The warning signs should have been clear to a large majority of Americans that Donald Trump was not fit to be President. Yet, he remained within striking distance in the polls. In October and into November, I kept watching the aggregate polls from fivethirtyeight.com hoping for reassurance that Donald Trump would lose. Their final poll had Hillary Clinton with over a 70% chance of winning the White House, with Donald Trump less than a 30% chance.
Other news media were even more bullish on Hillary Clinton’s chances. Days before the election, the Independent had the headline, “Survey finds Hillary Clinton has ‘more than 99% chance’ of winning election over Donald Trump.” On election day, the New York Times reported, “Clinton has an 85% chance to win.” Reuters forecasted, “Clinton has 90 percent chance of winning.”
I took solace reading these articles about polling in the weeks leading up to the election. Yet, the 2000 election, plus the negative interactions I had with Bernie supporters in 2016, had a bad feeling in the pit of my stomach that Hillary Clinton might not win. I felt especially nervous on October 28th when FBI Director James Comey announced to Congress that his agency found Hillary Clinton’s emails in a probe into former Rep. Anthony Weiner, D-N.Y., then-husband to Clinton aide Huma Abedin. Those emails Comey wrote to Congress appeared “pertinent” to the investigation into Clinton’s personal email server. He said the FBI was reviewing them.
I remember hearing this news on the radio and reading it on the internet at my in-laws’ house. My wife, her parents, and I did not know what to say. We all felt deeply troubled this could cost Hillary Clinton in a close election. To this day, many Clinton staffers and even Hillary Clinton felt it was a crucial blow that doomed her campaign in the days leading up to the election.
Still, because I thought she was the strongest candidate for climate action. Even more, people I deeply admire such as climate writer David Roberts and former Vice President Al Gore thought she was the best candidate in the November 2016 general election. Thus, I proudly voted for Hillary Clinton for President on November 8, 2016.
Responding the horrendous news that Donald Trump won the 2016 Presidential election
My wife and I watched the election results at her parents’ house on November 8, 2016. I was in a state of disbelief for days. I did not sleep for a couple of nights. Late that night, I wrote on Facebook, ‘There goes many years of my climate organizing down the drain.’
I felt like electing Donald Trump was a huge step backwards for U.S. climate policy. I could not decide if 2000 or 2016 felt worse.
The good news is that my friends on social media encouraging me to continue forward with my climate organizing. Yes, I intended to move past the election results. I planned to fly to Washington D.C. in a week to attend the November Citizens’ Climate Lobby (CCL) conference and lobby Congressional offices on November 15th, just one week after the election.
In the hours after the November 8th election, I exchanged messages with Cathy Orlando, the Director of Citizens’ Climate Lobby Canada.

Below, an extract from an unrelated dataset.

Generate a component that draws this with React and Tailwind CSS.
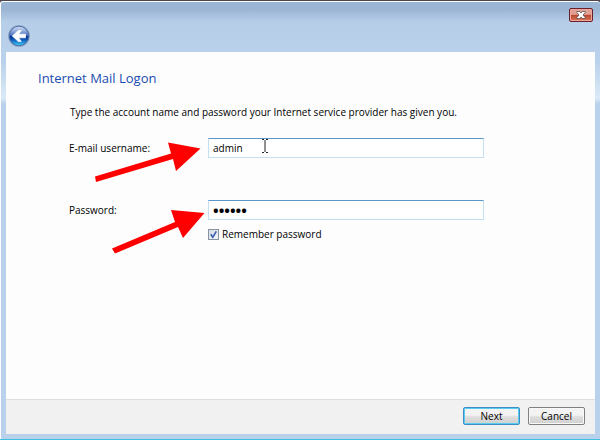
import React, { useState } from "react";

const fieldClass =
  "h-5 min-w-0 flex-1 border border-[#c3dff0] border-t-[#5a96c8] bg-white px-1 text-black outline-none";

const buttonClass =
  "h-[18px] w-[57px] rounded-[2px] border bg-linear-to-b from-[#f3f3f3] from-45% via-[#dedede] via-55% to-[#d0d0d0] leading-4";

const BackIcon = () => (
  <svg viewBox="0 0 24 24" className="size-6">
    <defs>
      <linearGradient id="orb" x1="0" y1="0" x2="0" y2="1">
        <stop offset="0" stopColor="#d3def2" />
        <stop offset="0.25" stopColor="#93abdc" />
        <stop offset="0.47" stopColor="#4a6fbd" />
        <stop offset="0.5" stopColor="#07338c" />
        <stop offset="0.7" stopColor="#0f5cbc" />
        <stop offset="1" stopColor="#45d3fa" />
      </linearGradient>
    </defs>
    <circle cx="12" cy="12" r="11" fill="#93abcc" />
    <circle cx="12" cy="12" r="9.8" fill="url(#orb)" stroke="#48689f" strokeWidth="0.9" />
    <path
      d="M5.300 12 11.300 6.500h3L11.700 10.200H18.500v3.600H11.700L14.300 17.500h-3Z"
      fill="#fff"
      stroke="#fff"
      strokeWidth="0.7"
      strokeLinejoin="round"
    />
  </svg>
);

const CloseIcon = () => (
  <svg viewBox="0 0 10 8" className="h-2 w-2.5">
    <path
      d="M.8 .5h3L5 2 6.200.5h3v1L7 4 9.200 6.500v1h-3L5 6 3.800 7.500h-3v-1L3 4 .8 1.500Z"
      fill="#fff"
      stroke="#5b5055"
      strokeWidth="0.8"
    />
  </svg>
);

const TitleBar = () => (
  <div className="flex h-[50px] items-start justify-between rounded-t-[3px] bg-linear-to-b from-[#9bb5d4] from-15% via-[#b6cee8] via-40% to-[#b9d1ea] pr-[7px] pl-1.5">
    <button type="button" aria-label="Back" className="mt-[22px]">
      <BackIcon />
    </button>
    <button
      type="button"
      aria-label="Close"
      className="mt-[6px] flex h-[14px] w-6 items-center justify-center rounded-[2px] border border-[#6b1f2c] bg-linear-to-b from-[#e2a095] from-45% via-[#b9442b] via-50% to-[#d8765c] shadow-[inset_0_0_0_1px_#eda899]"
    >
      <CloseIcon />
    </button>
  </div>
);

// red pointers at the two fields
const Arrows = () => (
  <svg
    viewBox="0 0 150 120"
    className="pointer-events-none absolute top-[90px] left-[84px] h-[120px] w-[150px]"
    fill="#fe0000"
  >
    <path d="M5 34.500 81 11.500 78 .5 110.500 6.500 86 29 83 17 6 40Z" />
    <path d="M22 106.500 85 80 81 68 114.500 71 93 96 88 85 25 111.500Z" />
  </svg>
);

const TextCursor = () => (
  <svg
    viewBox="0 0 8 14"
    className="pointer-events-none absolute top-[87px] left-[255px] h-[14px] w-2"
    fill="none"
    stroke="#222"
  >
    <path d="M1 .5h2M5 .5h2M1 13.500h2M5 13.500h2M4 1v12" />
  </svg>
);

const App = () => {
  const [username, setUsername] = useState("admin");
  const [password, setPassword] = useState("secret");
  const [remember, setRemember] = useState(true);

  return (
    <div className="flex min-h-screen flex-col border-t border-b border-t-[#4b4650] border-b-[#3fc0e0] bg-[#4b4650] font-['Open_Sans','Noto_Sans',sans-serif] text-[10px] leading-4 text-black">
      <div className="flex flex-1 flex-col rounded-t-[3px] border-t border-l border-white bg-[linear-gradient(#b9d1ea_60px,#dbeaf7_96px,#b9d1ea_102px)]">
        <TitleBar />
        <form
          className="mr-[5px] mb-[5px] ml-[5px] flex flex-1 flex-col bg-[#fdfdfd]"
          onSubmit={(e) => e.preventDefault()}
        >
          <div className="relative flex-1 pt-4 pr-[111px] pl-8">
            <h1 className="text-[13px] leading-5 text-[#1a4cb0]">Internet Mail Logon</h1>
            <p className="mt-4 pl-8 whitespace-nowrap">
              Type the account name and password your Internet service provider has given you.
            </p>
            <div className="mt-[18px] flex items-center pl-[31px]">
              <label htmlFor="username" className="w-[139px]">
                E-mail username:
              </label>
              <input
                id="username"
                type="text"
                className={fieldClass}
                value={username}
                onChange={(e) => setUsername(e.target.value)}
              />
            </div>
            <div className="mt-[42px] flex items-center pl-[31px]">
              <label htmlFor="password" className="w-[139px]">
                Password:
              </label>
              <input
                id="password"
                type="password"
                className={`${fieldClass} text-[15px] font-bold`}
                value={password}
                onChange={(e) => setPassword(e.target.value)}
              />
            </div>
            <div className="mt-[6px] ml-[170px] flex items-center gap-[3px]">
              <span className="relative flex">
                <input
                  id="remember"
                  type="checkbox"
                  className="peer size-[11px] appearance-none border border-[#8795a3] bg-linear-to-br from-[#d3dbe2] to-[#f4f6f8]"
                  checked={remember}
                  onChange={(e) => setRemember(e.target.checked)}
                />
                <svg
                  viewBox="0 0 11 11"
                  className="pointer-events-none invisible absolute inset-0 peer-checked:visible"
                  fill="none"
                  stroke="#3a5fae"
                  strokeWidth="1.6"
                >
                  <path d="M2.800 5.200 4.800 8.200 8.300 2.300" />
                </svg>
              </span>
              <label htmlFor="remember">Remember password</label>
            </div>
            <Arrows />
            <TextCursor />
          </div>
          <div className="flex justify-end gap-2 border-t border-[#dfdfdf] bg-[#f1f1f1] px-[10px] pt-[7px] pb-[9px]">
            <button
              type="submit"
              className={`${buttonClass} border-[#3c8fc0] shadow-[inset_0_0_0_1px_#58cdf2]`}
            >
              Next
            </button>
            <button
              type="button"
              className={`${buttonClass} border-[#808080] shadow-[inset_0_0_0_1px_#f8f8f8]`}
            >
              Cancel
            </button>
          </div>
        </form>
      </div>
    </div>
  );
};

export default App;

In September, I made plans to attend the CCL Canada conference happening at the end of November in Ottawa, Canada. I had friend who attended the previous Canadian CCL conferences and lobby days on Parliament Hill. They shared with me afterwards how they loved attending and lobbying in Canada. Plus, I really admired Cathy, so I was determined to attend. Somehow, Cathy and I exchanged messages about my April 2016 Toastmasters speech, “Hey U.S.A! Let’s Win the Clean Energy Race.”
Cathy then asked me if I could modify this speech and give it for the CCL Canada Conference. I was thrilled and honored that she invited me to be a guest speaker for this conference. Tanya then let me know that she wanted to attend the conference with me. This was peak experience for Tanya and me to travel to Canada for me to speak at this international conference and lobby Canadian members of Parliament to prioritize climate policies.

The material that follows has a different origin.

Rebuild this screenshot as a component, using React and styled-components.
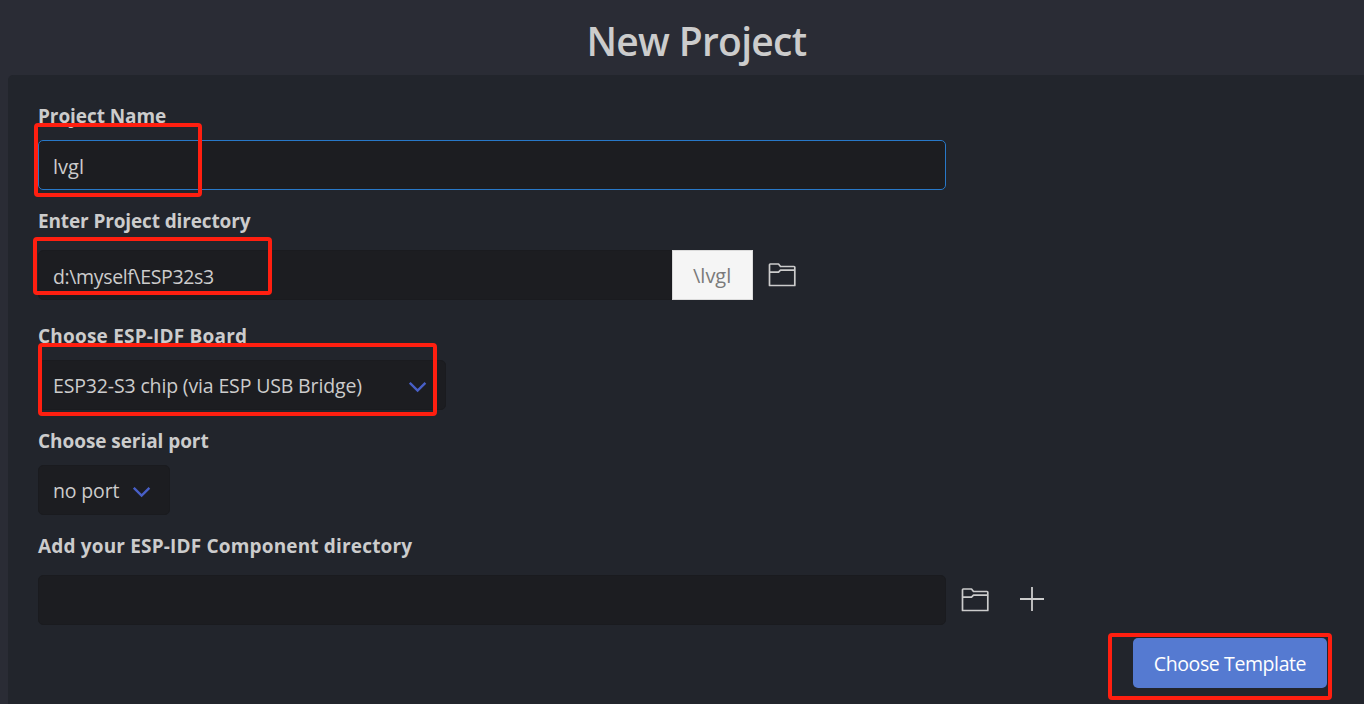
import React from "react";
import styled, { createGlobalStyle } from "styled-components";

const GlobalStyle = createGlobalStyle`
  * { box-sizing: border-box; }
  body {
    margin: 0;
    background: #2a2c35;
    color: #cccccc;
    font-family: "Open Sans", "Noto Sans", sans-serif;
    font-size: 19px;
    overflow: hidden;
  }
`;

const Page = styled.main`
  position: relative;
  height: 704px;
  padding-left: 8px;
  display: flex;
  flex-direction: column;
  overflow: hidden;
`;

const Title = styled.h1`
  margin: 0;
  height: 75px;
  padding: 11px 0 0 21px;
  line-height: 60px;
  font-size: 39px;
  font-weight: 600;
  text-align: center;
  letter-spacing: ${(p) => p.$spacing}px;
`;

const Panel = styled.section`
  flex: 1;
  padding: 26px 36px 0 30px;
  background: #22252c;
  border-top-left-radius: 5px;
`;

const Field = styled.div`
  display: flex;
  flex-direction: column;
  gap: ${(p) => p.$gap || 9}px;
  margin-bottom: ${(p) => p.$after || 16}px;
`;

const Label = styled.label`
  height: 30px;
  line-height: 30px;
  font-weight: 700;
  white-space: nowrap;
  letter-spacing: ${(p) => p.$spacing}px;
`;

const Row = styled.div`
  display: flex;
  align-items: center;
`;

const Input = styled.div`
  width: ${(p) => p.$width}px;
  height: 50px;
  padding: ${(p) => p.$drop || 0}px 14px 0;
  font-size: ${(p) => p.$size || 19.5}px;
  line-height: 50px;
  background: #1c1d21;
  border: 1px solid ${(p) => (p.$focused ? "#2878c8" : "#1a1b1f")};
  border-radius: ${(p) => (p.$joined ? "5px 0 0 5px" : "5px")};
  white-space: nowrap;
  letter-spacing: ${(p) => p.$spacing || 0}px;
`;

const Suffix = styled.span`
  width: 81px;
  height: 50px;
  padding-left: 20px;
  font-size: 20px;
  line-height: 50px;
  color: #7a7a7a;
  background: #f5f5f5;
  border: 1px solid #dbdbdb;
`;

const Select = styled.div`
  display: flex;
  align-items: center;
  justify-content: space-between;
  width: ${(p) => p.$width}px;
  height: 50px;
  padding: 0 18px 0 14px;
  font-size: 19.5px;
  background: #1c1d21;
  border: 1px solid #1a1b1f;
  border-radius: 5px;
  white-space: nowrap;
  letter-spacing: ${(p) => p.$spacing}px;

  svg {
    margin-top: 3px;
  }
`;

const IconSlot = styled.span`
  display: flex;
  margin-left: ${(p) => p.$before}px;
  padding-bottom: ${(p) => p.$lift || 0}px;
`;

const Actions = styled.div`
  display: flex;
  justify-content: flex-end;
  margin-top: -3px;
  padding-right: 1px;
`;

const Button = styled.button`
  width: 194px;
  height: 50px;
  padding: 2px 0 0;
  border: 0;
  border-radius: 5px;
  background: #557ad1;
  color: #ffffff;
  font: inherit;
  font-size: 19.5px;
  line-height: 48px;
  white-space: nowrap;
  letter-spacing: ${(p) => p.$spacing}px;
`;

const Highlight = styled.div`
  position: absolute;
  left: ${(p) => p.$x}px;
  top: ${(p) => p.$y}px;
  width: ${(p) => p.$w}px;
  height: ${(p) => p.$h}px;
  border: 4px solid #ff1f10;
  border-radius: 4px;
  pointer-events: none;
`;

const Folder = () => (
  <svg width="28" height="24" viewBox="0 0 28 24" fill="none" stroke="#cccccc" strokeWidth="1.7" strokeLinejoin="round">
    <path d="M1.5 22.5V1.8Q1.5 1 2.3 1H10.5L12.5 3.5H26Q26.8 3.5 26.8 4.3V22.5Z" />
    <path d="M1.5 9.2H10.5L12.5 7.2H26.8" />
  </svg>
);

const Plus = () => (
  <svg width="26" height="26" viewBox="0 0 26 26" stroke="#cccccc" strokeWidth="1.8">
    <path d="M13 1V25M1 13H25" />
  </svg>
);

const Chevron = () => (
  <svg width="18" height="12" viewBox="0 0 18 12" fill="none" stroke="#485fc7" strokeWidth="2.4">
    <path d="M0.8 1.8L8.6 9.6L16.4 1.8" />
  </svg>
);

export default function App() {
  return (
    <Page>
      <GlobalStyle />
      <Title $spacing={-0.7}>New Project</Title>
      <Panel>
        <Field>
          <Label $spacing={-0.08}>Project Name</Label>
          <Input $width={908} $size={20} $focused $drop={1}>lvgl</Input>
        </Field>
        <Field $gap={14} $after={21}>
          <Label $spacing={-0.13}>Enter Project directory</Label>
          <Row>
            <Input $width={634} $joined $drop={1} $spacing={-0.36}>d:\myself\ESP32s3</Input>
            <Suffix>\lvgl</Suffix>
            <IconSlot $before={15}><Folder /></IconSlot>
          </Row>
        </Field>
        <Field>
          <Label $spacing={0.2}>Choose ESP-IDF Board</Label>
          <Select $width={408} $spacing={-0.15}>
            <span>ESP32-S3 chip (via ESP USB Bridge)</span>
            <Chevron />
          </Select>
        </Field>
        <Field>
          <Label $spacing={-0.06}>Choose serial port</Label>
          <Select $width={132} $spacing={-0.15}>
            <span>no port</span>
            <Chevron />
          </Select>
        </Field>
        <Field $gap={14}>
          <Label $spacing={0.17}>Add your ESP-IDF Component directory</Label>
          <Row>
            <Input $width={908} />
            <IconSlot $before={15}><Folder /></IconSlot>
            <IconSlot $before={30} $lift={2}><Plus /></IconSlot>
          </Row>
        </Field>
        <Actions>
          <Button $spacing={-0.4}>Choose Template</Button>
        </Actions>
      </Panel>
      <Highlight $x={34} $y={123} $w={168} $h={74} />
      <Highlight $x={33} $y={237} $w={239} $h={58} />
      <Highlight $x={38} $y={343} $w={399} $h={73} />
      <Highlight $x={1108} $y={633} $w={224} $h={67} />
    </Page>
  );
}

My presentation for this CCL Canada conference went great. I modified my April 2016 Toastmasters speech for this conference to be called “Hey North America! Let’s Win the Clean Energy Race!” Thankfully, the organizers of this conference live streamed and video taped all the presentations. Thus, later on, I uploaded this presentation to YouTube.
I recently heard Jane Fonda quote Greta Thunberg on a Climate One podcast released on September 29, 2016. Jane Fonda remarked, “Greta Thunberg said, ‘don’t go looking for hope. Look for action and hope will come.’ And she’s right.”

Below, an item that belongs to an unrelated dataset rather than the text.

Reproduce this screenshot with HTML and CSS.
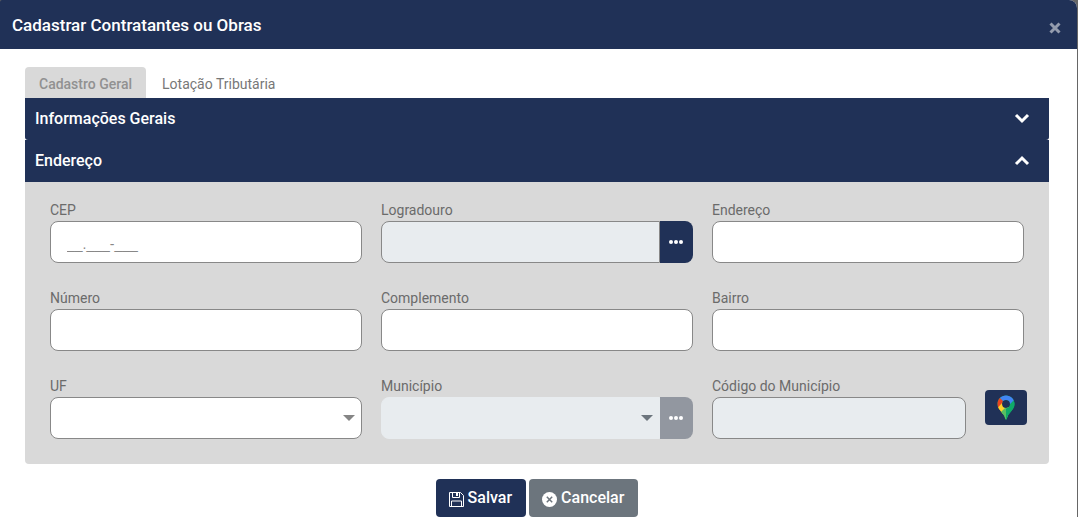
FILE: index.html
```
<!DOCTYPE html>
<html lang="pt-BR">
<head>
    <meta charset="UTF-8">
    <meta name="viewport" content="width=device-width, initial-scale=1.0">
    <title>Cadastrar Contratantes ou Obras</title>
    <link rel="stylesheet" href="styles.css">
</head>
<body>
    <div class="modal">
        <header class="modal-header">
            <h1>Cadastrar Contratantes ou Obras</h1>
            <button type="button" class="btn-fechar" aria-label="Fechar">
                <svg width="14" height="12" viewBox="0 0 14 12"><path d="M2.500 1.500l9 9M11.500 1.500l-9 9" fill="none" stroke="currentColor" stroke-width="3"/></svg>
            </button>
        </header>
        <form class="modal-body">
            <nav class="abas">
                <a href="#geral" class="aba ativa">Cadastro Geral</a>
                <a href="#lotacao" class="aba">Lotação Tributária</a>
            </nav>

            <button type="button" class="secao fechada">
                Informações Gerais
                <svg width="16" height="12" viewBox="0 0 16 12"><path d="M2 3l6 6 6-6" fill="none" stroke="currentColor" stroke-width="3"/></svg>
            </button>
            <button type="button" class="secao">
                Endereço
                <svg width="16" height="12" viewBox="0 0 16 12"><path d="M2 10l6-6 6 6" fill="none" stroke="currentColor" stroke-width="3"/></svg>
            </button>

            <div class="painel">
                <div class="campo">
                    <label for="cep">CEP</label>
                    <input type="text" id="cep" class="mascara" value="__.___-___">
                </div>
                <div class="campo">
                    <label for="logradouro">Logradouro</label>
                    <div class="grupo">
                        <input type="text" id="logradouro" disabled>
                        <button type="button" class="btn-busca" aria-label="Buscar logradouro">
                            <svg width="14" height="4" viewBox="0 0 14 4"><g fill="currentColor"><circle cx="2" cy="2" r="2"/><circle cx="7" cy="2" r="2"/><circle cx="12" cy="2" r="2"/></g></svg>
                        </button>
                    </div>
                </div>
                <div class="campo">
                    <label for="endereco">Endereço</label>
                    <input type="text" id="endereco">
                </div>
                <div class="campo">
                    <label for="numero">Número</label>
                    <input type="text" id="numero">
                </div>
                <div class="campo">
                    <label for="complemento">Complemento</label>
                    <input type="text" id="complemento">
                </div>
                <div class="campo">
                    <label for="bairro">Bairro</label>
                    <input type="text" id="bairro">
                </div>
                <div class="campo">
                    <label for="uf">UF</label>
                    <div class="seletor">
                        <select id="uf"><option></option></select>
                        <svg class="seta" width="12" height="6" viewBox="0 0 12 6"><path d="M0 0h12L6 6z" fill="currentColor"/></svg>
                    </div>
                </div>
                <div class="campo">
                    <label for="municipio">Município</label>
                    <div class="grupo">
                        <div class="seletor">
                            <select id="municipio" disabled><option></option></select>
                            <svg class="seta" width="12" height="6" viewBox="0 0 12 6"><path d="M0 0h12L6 6z" fill="currentColor"/></svg>
                        </div>
                        <button type="button" class="btn-busca" aria-label="Buscar município" disabled>
                            <svg width="14" height="4" viewBox="0 0 14 4"><g fill="currentColor"><circle cx="2" cy="2" r="2"/><circle cx="7" cy="2" r="2"/><circle cx="12" cy="2" r="2"/></g></svg>
                        </button>
                    </div>
                </div>
                <div class="campo-mapa">
                    <div class="campo">
                        <label for="codigo">Código do Município</label>
                        <input type="text" id="codigo" disabled>
                    </div>
                    <button type="button" class="btn-mapa" aria-label="Ver no mapa">
                        <svg width="18" height="25" viewBox="0 0 18 25">
                            <clipPath id="pino"><path fill-rule="evenodd" clip-rule="evenodd" d="M9 0.5C4 0.5 0.5 4.2 0.5 9c0 3.200 1.500 5 3.500 7.500 2 2.500 3.400 4 4.200 7 .3 1.200 1.300 1.200 1.600 0 .8-3 2.200-4.500 4.200-7 2-2.500 3.500-4.300 3.500-7.500C17.500 4.200 14 .5 9 .5zM9 5a4 4 0 1 1 0 8 4 4 0 0 1 0-8z"/></clipPath>
                            <g clip-path="url(#pino)">
                                <path d="M0 0h18v25H0z" fill="#0fa968"/>
                                <path d="M0 0l2.500 2.500L9 8l-7 8-2-4z" fill="#ea4320"/>
                                <path d="M0 13.500L6 7l6 5-7.500 10z" fill="#fdd32b"/>
                                <path d="M3.500 17.500L11 10v15H7z" fill="#58bd62"/>
                                <path d="M2.500 2.500L5 0h13v4.500L11 11z" fill="#4285f4"/>
                                <path d="M9 25V14l8-9h2v20z" fill="#0fa968"/>
                            </g>
                        </svg>
                    </button>
                </div>
            </div>

            <div class="acoes">
                <button type="submit" class="btn btn-salvar">
                    <svg width="15" height="15" viewBox="0 0 15 15"><path d="M.5.5h11l3 3v11H.5zM3.500.5v5h7v-5M2.500 14.500V9h10v5.500" fill="none" stroke="currentColor"/><path d="M7 1h2v3H7z" fill="currentColor"/></svg>
                    Salvar
                </button>
                <button type="button" class="btn btn-cancelar">
                    <svg width="15" height="15" viewBox="0 0 15 15"><circle cx="7.500" cy="7.500" r="7.500" fill="currentColor"/><path d="M4.800 4.800l5.400 5.400M10.200 4.800l-5.400 5.400" stroke="#6c757d" stroke-width="1.500"/></svg>
                    Cancelar
                </button>
            </div>
        </form>
    </div>
</body>
</html>
```
FILE: styles.css
```
* {
    box-sizing: border-box;
}
body {
    margin: 0;
    background-color: #666;
    font-family: Roboto, "Liberation Sans", sans-serif;
    font-size: 14px;
    color: #6b6b6b;
}
button, input, select {
    font: inherit;
    margin: 0;
}
button {
    border: none;
    cursor: pointer;
}
svg {
    display: block;
    flex: none;
}
.modal {
    margin-right: 1px;
    min-height: 100vh;
    background-color: #fff;
    border-radius: 5px 8px 0 0;
}
.modal-header {
    display: flex;
    justify-content: space-between;
    align-items: center;
    height: 49px;
    padding: 0 15px 0 12px;
    background-color: #203157;
    color: #fff;
    border-radius: 2px 8px 0 0;
}
.modal-header h1 {
    margin: 0;
    font-size: 17px;
    font-weight: 500;
}
.btn-fechar {
    padding: 6px 0 0;
    background: none;
    color: #949cae;
}
.modal-body {
    padding: 18px 28px 0 25px;
}
.abas {
    display: flex;
}
.aba {
    padding: 0 16px;
    line-height: 34px;
    height: 31px;
    color: #777;
    text-decoration: none;
}
.aba.ativa {
    padding: 0 14px;
    background-color: #d9d9d9;
    color: #919191;
    font-weight: 500;
    border-radius: 4px 4px 0 0;
}
.secao {
    display: flex;
    justify-content: space-between;
    align-items: center;
    width: 100%;
    height: 42px;
    padding: 0 19px 2px 10px;
    background-color: #203157;
    color: #fff;
    font-size: 16px;
    font-weight: 500;
    text-align: left;
}
.secao.fechada {
    border-radius: 0 0 3px 3px;
}
.painel {
    display: grid;
    grid-template-columns: repeat(3, 1fr);
    gap: 25px 19px;
    padding: 18px 25px 25px;
    background-color: #d9d9d9;
    border-radius: 0 0 4px 4px;
}
.campo {
    flex: 1;
    min-width: 0;
}
.campo label {
    display: block;
    line-height: 21px;
}
.campo input, .campo select {
    display: block;
    width: 100%;
    height: 42px;
    padding: 0 16px;
    border: 1px solid #888;
    border-radius: 8px;
    background-color: #fff;
    color: #6b6b6b;
}
.campo select {
    appearance: none;
}
.campo input:disabled, .campo select:disabled {
    background-color: #e8ecef;
    opacity: 1;
}
.campo select:disabled {
    border-color: #e8ecef;
}
.campo .mascara {
    padding-top: 4px;
    font-family: "Liberation Sans", sans-serif;
    color: #888;
}
.grupo {
    display: flex;
}
.grupo input, .grupo select {
    border-radius: 8px 0 0 8px;
}
.seletor {
    position: relative;
    flex: 1;
}
.seta {
    position: absolute;
    right: 7px;
    top: 18px;
    color: #858585;
    pointer-events: none;
}
.grupo .seta {
    color: #6c757d;
}
.btn-busca {
    display: flex;
    flex: none;
    justify-content: center;
    align-items: center;
    width: 33px;
    padding: 0 1px 0 0;
    background-color: #203157;
    color: #fff;
    border-radius: 0 8px 8px 0;
}
.btn-busca:disabled {
    background-color: #9297a0;
}
.campo-mapa {
    display: flex;
    align-items: flex-start;
    gap: 19px;
    margin-right: -3px;
}
.btn-mapa {
    display: flex;
    justify-content: center;
    align-items: center;
    width: 42px;
    height: 35px;
    margin-top: 14px;
    padding: 0;
    background-color: #203157;
    border-radius: 4px;
}
.acoes {
    display: flex;
    justify-content: center;
    gap: 3px;
    padding-top: 15px;
}
.btn {
    display: flex;
    align-items: center;
    gap: 4px;
    height: 38px;
    padding: 0 14px 2px 13px;
    color: #fff;
    font-size: 16px;
    font-weight: 500;
    border-radius: 4px;
}
.btn svg {
    margin-top: 5px;
}
.btn-salvar {
    background-color: #203157;
}
.btn-cancelar {
    background-color: #6c757d;
}
```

I overcame the bitter loss of the 2016 Presidential election by lobbying, public speaking, and taking action. My friend, former Crater Lake Park Ranger, and climate journalist Brian Kahn wrote an article featuring me for ClimateCentral.org, one of my favorite websites. The story, “National Parks Are At the Front Lines of Climate Communication” was published on November 14, 2016. It focused on how a greater number of park rangers are talking with park visitors about climate change. Brian reported on how I talk about climate change as a seasonal park ranger at Crater Lake National Park. Brian quoted me saying,
“The reality of climate change is facing us in national parks. You can’t deny it or go around it so it’s important to engage visitors no matter what.”
On December 6, 2016, I was live on St. Louis radio show Earthworms at FM KDHX 88.1. Host Jean Ponzi interviewed me about my climate change advocacy, especially my recent lobbying in Washington D.C. and Ottawa Canada for Citizens’ Climate Lobby.
The November 2016 Presidential election was a huge setback for climate action. However, as the Donald Trump Presidency approached in 2017, I did not let it stop me. I was determined to do more organizing, public speaking, and writing to reduce the threat of climate change.